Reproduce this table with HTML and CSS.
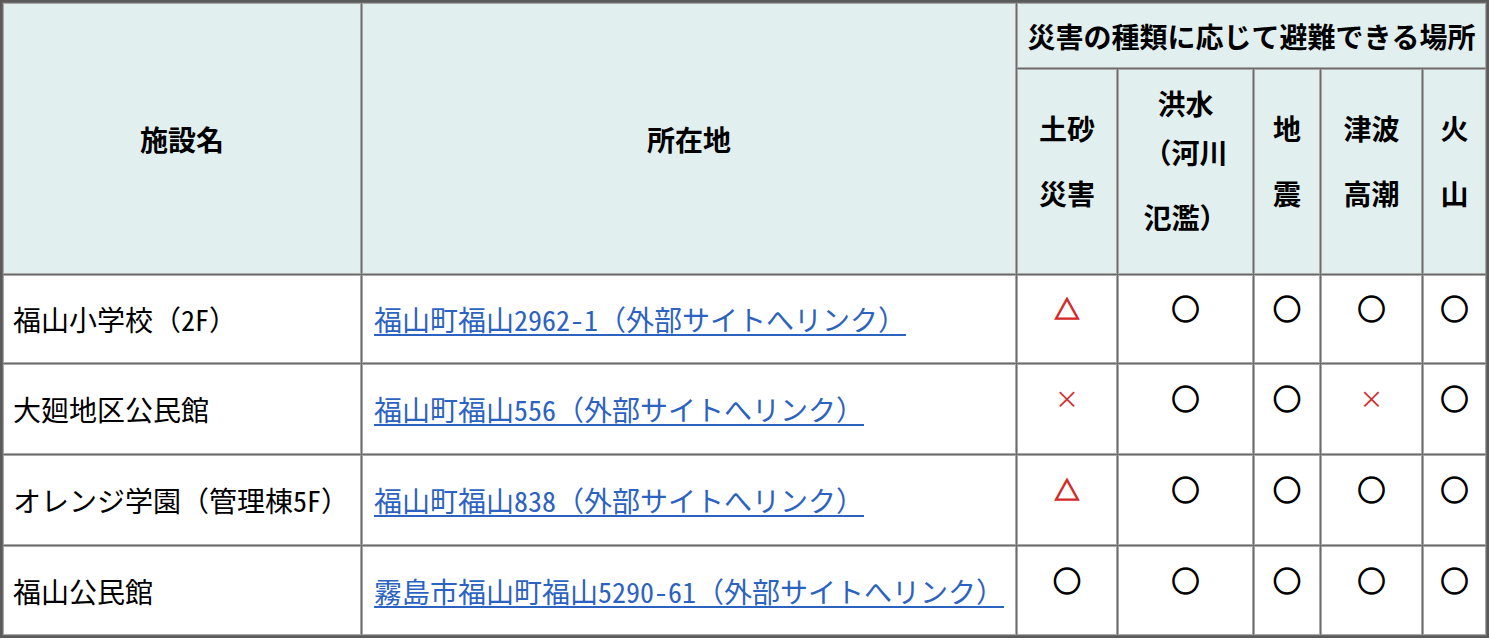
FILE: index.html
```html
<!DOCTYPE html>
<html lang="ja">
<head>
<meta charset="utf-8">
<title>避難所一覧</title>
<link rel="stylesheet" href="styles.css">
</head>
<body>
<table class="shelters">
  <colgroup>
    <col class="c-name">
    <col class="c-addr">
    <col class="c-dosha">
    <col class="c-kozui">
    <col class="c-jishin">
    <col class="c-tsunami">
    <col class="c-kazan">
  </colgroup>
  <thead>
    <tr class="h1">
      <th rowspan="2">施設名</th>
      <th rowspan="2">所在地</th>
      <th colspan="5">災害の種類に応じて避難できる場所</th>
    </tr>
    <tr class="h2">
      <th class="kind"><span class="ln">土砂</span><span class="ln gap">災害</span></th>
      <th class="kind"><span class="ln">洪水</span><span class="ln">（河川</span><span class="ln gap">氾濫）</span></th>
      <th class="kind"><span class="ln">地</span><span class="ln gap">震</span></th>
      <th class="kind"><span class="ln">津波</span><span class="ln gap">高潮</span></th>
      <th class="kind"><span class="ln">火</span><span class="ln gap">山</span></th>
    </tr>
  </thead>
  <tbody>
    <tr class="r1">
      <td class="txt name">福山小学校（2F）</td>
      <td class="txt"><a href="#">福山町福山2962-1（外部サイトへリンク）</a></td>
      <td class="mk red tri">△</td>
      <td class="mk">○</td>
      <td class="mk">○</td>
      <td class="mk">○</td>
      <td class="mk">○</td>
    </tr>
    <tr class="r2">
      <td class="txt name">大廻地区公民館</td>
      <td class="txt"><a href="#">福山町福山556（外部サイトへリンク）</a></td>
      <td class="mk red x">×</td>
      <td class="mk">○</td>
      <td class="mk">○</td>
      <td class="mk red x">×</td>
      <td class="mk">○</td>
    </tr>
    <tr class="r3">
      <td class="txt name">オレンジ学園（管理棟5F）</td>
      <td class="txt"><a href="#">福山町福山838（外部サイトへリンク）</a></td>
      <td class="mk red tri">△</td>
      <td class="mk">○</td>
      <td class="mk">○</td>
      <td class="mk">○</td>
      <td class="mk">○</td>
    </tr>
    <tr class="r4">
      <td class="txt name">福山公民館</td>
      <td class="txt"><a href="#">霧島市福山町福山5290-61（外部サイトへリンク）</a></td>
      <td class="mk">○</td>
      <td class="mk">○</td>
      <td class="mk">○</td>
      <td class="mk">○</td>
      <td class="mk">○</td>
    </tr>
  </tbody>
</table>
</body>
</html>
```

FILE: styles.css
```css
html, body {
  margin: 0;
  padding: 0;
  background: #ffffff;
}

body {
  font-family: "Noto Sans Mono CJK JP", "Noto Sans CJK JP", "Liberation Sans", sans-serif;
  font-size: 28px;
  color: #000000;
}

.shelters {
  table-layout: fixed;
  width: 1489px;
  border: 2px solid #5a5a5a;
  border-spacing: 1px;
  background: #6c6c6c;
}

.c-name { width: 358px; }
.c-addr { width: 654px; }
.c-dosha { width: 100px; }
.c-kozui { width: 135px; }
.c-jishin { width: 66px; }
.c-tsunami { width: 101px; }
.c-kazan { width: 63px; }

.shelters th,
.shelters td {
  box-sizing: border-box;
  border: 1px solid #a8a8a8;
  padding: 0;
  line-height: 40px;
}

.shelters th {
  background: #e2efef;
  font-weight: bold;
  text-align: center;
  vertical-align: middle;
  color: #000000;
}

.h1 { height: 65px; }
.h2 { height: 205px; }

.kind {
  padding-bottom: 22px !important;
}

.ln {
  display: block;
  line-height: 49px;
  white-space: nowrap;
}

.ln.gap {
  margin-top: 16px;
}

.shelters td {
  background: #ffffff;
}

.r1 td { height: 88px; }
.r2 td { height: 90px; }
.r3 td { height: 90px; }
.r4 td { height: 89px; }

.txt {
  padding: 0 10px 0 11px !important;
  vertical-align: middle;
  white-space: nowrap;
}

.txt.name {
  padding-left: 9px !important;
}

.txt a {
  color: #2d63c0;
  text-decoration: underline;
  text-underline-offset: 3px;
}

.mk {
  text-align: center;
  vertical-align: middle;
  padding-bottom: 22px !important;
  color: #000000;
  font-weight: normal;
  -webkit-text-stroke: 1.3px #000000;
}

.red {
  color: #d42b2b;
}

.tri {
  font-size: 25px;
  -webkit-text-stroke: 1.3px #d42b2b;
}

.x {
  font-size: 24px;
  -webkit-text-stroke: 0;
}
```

* WHAT TO DO *
Copy out each line word for word, please, skipping the images.

* CORRECT OUTPUT *
Reproduce this table with HTML and CSS.
FILE: index.html
```html
<!DOCTYPE html>
<html lang="ja">
<head>
<meta charset="utf-8">
<title>避難所一覧</title>
<link rel="stylesheet" href="styles.css">
</head>
<body>
<table class="shelters">
  <colgroup>
    <col class="c-name">
    <col class="c-addr">
    <col class="c-dosha">
    <col class="c-kozui">
    <col class="c-jishin">
    <col class="c-tsunami">
    <col class="c-kazan">
  </colgroup>
  <thead>
    <tr class="h1">
      <th rowspan="2">施設名</th>
      <th rowspan="2">所在地</th>
      <th colspan="5">災害の種類に応じて避難できる場所</th>
    </tr>
    <tr class="h2">
      <th class="kind"><span class="ln">土砂</span><span class="ln gap">災害</span></th>
      <th class="kind"><span class="ln">洪水</span><span class="ln">（河川</span><span class="ln gap">氾濫）</span></th>
      <th class="kind"><span class="ln">地</span><span class="ln gap">震</span></th>
      <th class="kind"><span class="ln">津波</span><span class="ln gap">高潮</span></th>
      <th class="kind"><span class="ln">火</span><span class="ln gap">山</span></th>
    </tr>
  </thead>
  <tbody>
    <tr class="r1">
      <td class="txt name">福山小学校（2F）</td>
      <td class="txt"><a href="#">福山町福山2962-1（外部サイトへリンク）</a></td>
      <td class="mk red tri">△</td>
      <td class="mk">○</td>
      <td class="mk">○</td>
      <td class="mk">○</td>
      <td class="mk">○</td>
    </tr>
    <tr class="r2">
      <td class="txt name">大廻地区公民館</td>
      <td class="txt"><a href="#">福山町福山556（外部サイトへリンク）</a></td>
      <td class="mk red x">×</td>
      <td class="mk">○</td>
      <td class="mk">○</td>
      <td class="mk red x">×</td>
      <td class="mk">○</td>
    </tr>
    <tr class="r3">
      <td class="txt name">オレンジ学園（管理棟5F）</td>
      <td class="txt"><a href="#">福山町福山838（外部サイトへリンク）</a></td>
      <td class="mk red tri">△</td>
      <td class="mk">○</td>
      <td class="mk">○</td>
      <td class="mk">○</td>
      <td class="mk">○</td>
    </tr>
    <tr class="r4">
      <td class="txt name">福山公民館</td>
      <td class="txt"><a href="#">霧島市福山町福山5290-61（外部サイトへリンク）</a></td>
      <td class="mk">○</td>
      <td class="mk">○</td>
      <td class="mk">○</td>
      <td class="mk">○</td>
      <td class="mk">○</td>
    </tr>
  </tbody>
</table>
</body>
</html>
```

FILE: styles.css
```css
html, body {
  margin: 0;
  padding: 0;
  background: #ffffff;
}

body {
  font-family: "Noto Sans Mono CJK JP", "Noto Sans CJK JP", "Liberation Sans", sans-serif;
  font-size: 28px;
  color: #000000;
}

.shelters {
  table-layout: fixed;
  width: 1489px;
  border: 2px solid #5a5a5a;
  border-spacing: 1px;
  background: #6c6c6c;
}

.c-name { width: 358px; }
.c-addr { width: 654px; }
.c-dosha { width: 100px; }
.c-kozui { width: 135px; }
.c-jishin { width: 66px; }
.c-tsunami { width: 101px; }
.c-kazan { width: 63px; }

.shelters th,
.shelters td {
  box-sizing: border-box;
  border: 1px solid #a8a8a8;
  padding: 0;
  line-height: 40px;
}

.shelters th {
  background: #e2efef;
  font-weight: bold;
  text-align: center;
  vertical-align: middle;
  color: #000000;
}

.h1 { height: 65px; }
.h2 { height: 205px; }

.kind {
  padding-bottom: 22px !important;
}

.ln {
  display: block;
  line-height: 49px;
  white-space: nowrap;
}

.ln.gap {
  margin-top: 16px;
}

.shelters td {
  background: #ffffff;
}

.r1 td { height: 88px; }
.r2 td { height: 90px; }
.r3 td { height: 90px; }
.r4 td { height: 89px; }

.txt {
  padding: 0 10px 0 11px !important;
  vertical-align: middle;
  white-space: nowrap;
}

.txt.name {
  padding-left: 9px !important;
}

.txt a {
  color: #2d63c0;
  text-decoration: underline;
  text-underline-offset: 3px;
}

.mk {
  text-align: center;
  vertical-align: middle;
  padding-bottom: 22px !important;
  color: #000000;
  font-weight: normal;
  -webkit-text-stroke: 1.3px #000000;
}

.red {
  color: #d42b2b;
}

.tri {
  font-size: 25px;
  -webkit-text-stroke: 1.3px #d42b2b;
}

.x {
  font-size: 24px;
  -webkit-text-stroke: 0;
}
```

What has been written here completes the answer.